私はちょっとキザに写真を撮る人でもあってか傍観者としてその場に紛れ込んでいました。その傍観者という意味では、私が寺育ちであったという環境の影響もあったかもしれません。色々な家庭の異なる人々を見聞きしていたからです。今だに私は坊さんなのか写真家なのかわからないのです。

東京は変わりました。タバコも容易に吸えないし、快楽に規制がかかるし、あの頃のあの人達はどこへ行ったのでしょうか。Jazz喫茶も著作権の問題でどんどん潰れていきました。ゴールデン街も今や観光地。お洒落な新宿になったものです。クリーンな快楽。私は20年くらい新宿へ訪れていません。

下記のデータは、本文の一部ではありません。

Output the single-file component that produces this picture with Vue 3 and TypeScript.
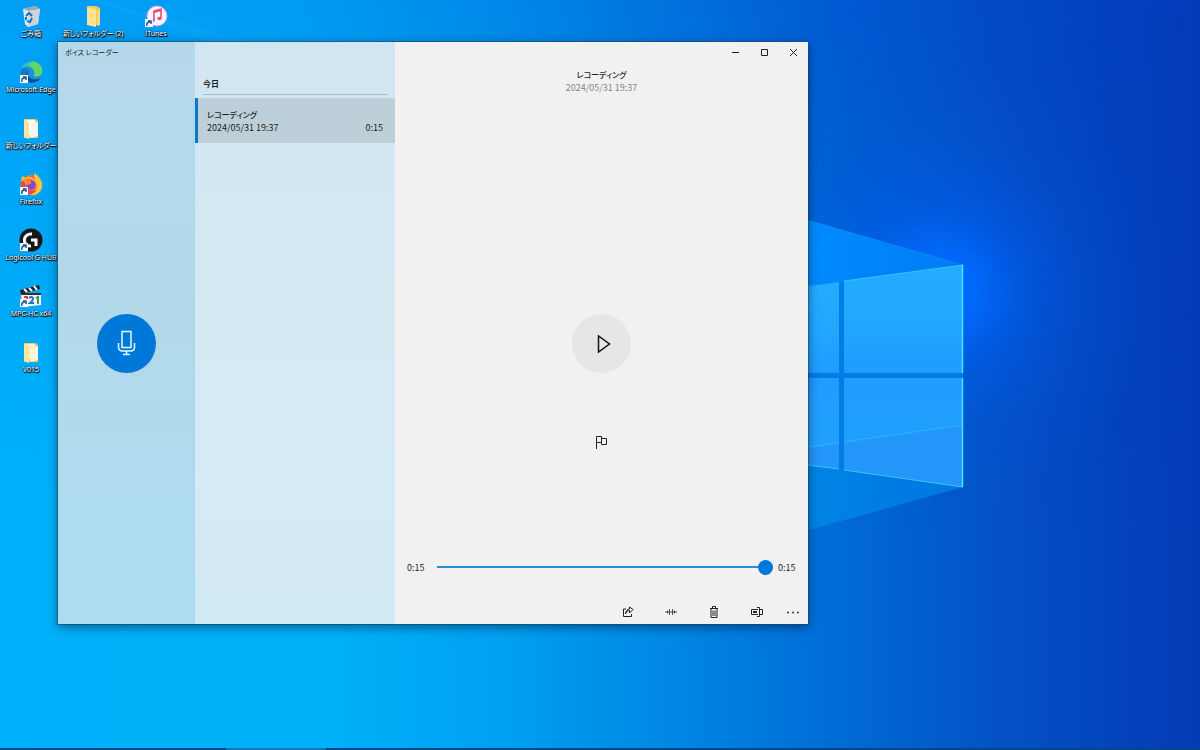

「この世は思うようにはならない」実はこれお釈迦様の言葉です。自分の人生も世の中も。私は、少年時代に夢抱いた写真家になれたのでしょうか?一念発起した自分は立派な僧侶になれたのでしょうか?還暦過ぎてやっと悟るに悟り切れない自分が大きな他者に寄り添い始めた気がしております。それを思うといまだ元気に新宿を闊歩する八十歳を超える森山大道さんが阿弥陀様に思えてくるのです。でも、いつかお会いした森山さんはLight Peaceに変わっていました。「軽い平和」。ああ、それが生きるコツだな、と思った次第です。「あっ、そうだ僕は地球にいるんだった!」人が認識できるのは所詮地球上の出来事。その上で塩梅良く往生することができれば幸いだと思っています。

「1983年 六本木」©︎ Akiyoshi Taniguchi

そう、極楽浄土の写真を撮ったらおしまいにしようと思っている私がここにいるのでした。